Et puis plus loin, ce monde, il va être comment?
Au delà des problèmes politiques et des bagarres humaines, j’ai un gros souci, c’est la question écologique. La question de la nature, et de l’espace de la nature qui diminue toujours plus, c’est l’impression que j’ai. Dans vingt ans? Ce n’est pas tellement loin, ça ne va peut-être pas changer beaucoup. Mais il y a beaucoup de gens qui ne se sentent pas très bien dans ce monde et qui tentent de faire autre chose, qui créent un autre rapport au travail et qui veulent trouver des alternatives à cette vie sous emprise économique. En Espagne par exemple, il y a des villages qui s’organisent sans argent ou avec très peu de moyens. Il y a des possibilités, et je voudrais bien que les choses aillent dans ce sens.
Et ton monde idéal?
Eh bien ça va dans ce sens.
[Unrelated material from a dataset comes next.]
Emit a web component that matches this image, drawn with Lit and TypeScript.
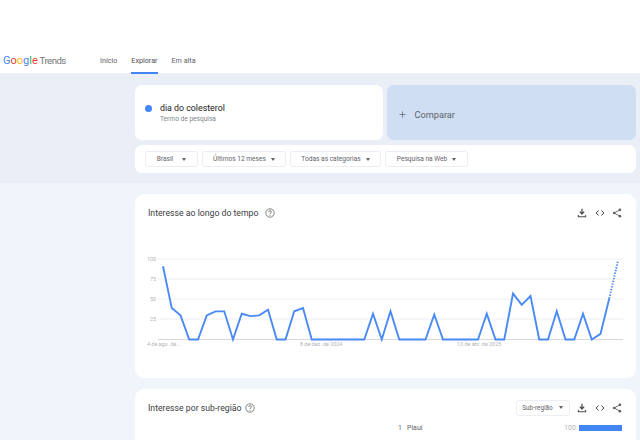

Une envie de tolérance et de respect les uns envers les autres. Des conflits, il y aura toujours, ça me paraît être normal. A partir du moment où on vit dans une société ou en groupe, même dans une famille, c’est normal que le conflit existe, et c’est sain. La question vitale, c’est comment on aborde le conflit et comment on le résout. Il faudrait que chacun puisse vivre comme il en a envie, mais évidemment, cela passe par le respect mutuel. Bon, malheureusement, le système dans lequel on est a étendu ses tentacules dans tous les sens.
Imaginer quelque chose à partir de rien, ce n’est pas trop difficile, mais à partir de la situation dans laquelle nous nous trouvons, il faudrait peut-être imaginer une monstre explosion pour sortir de là. Mais finalement, c’est l’agro-alimentaire qui me pose le plus de problème, la mainmise des financiers sur la nature et ses ressources et tous les trafics qui y sont liés. Et nous, nous sommes coincés, parce que nous devons bien manger, et donc nous sommes forcés de consommer. Donc pour le moment, le système paraît être le plus fort.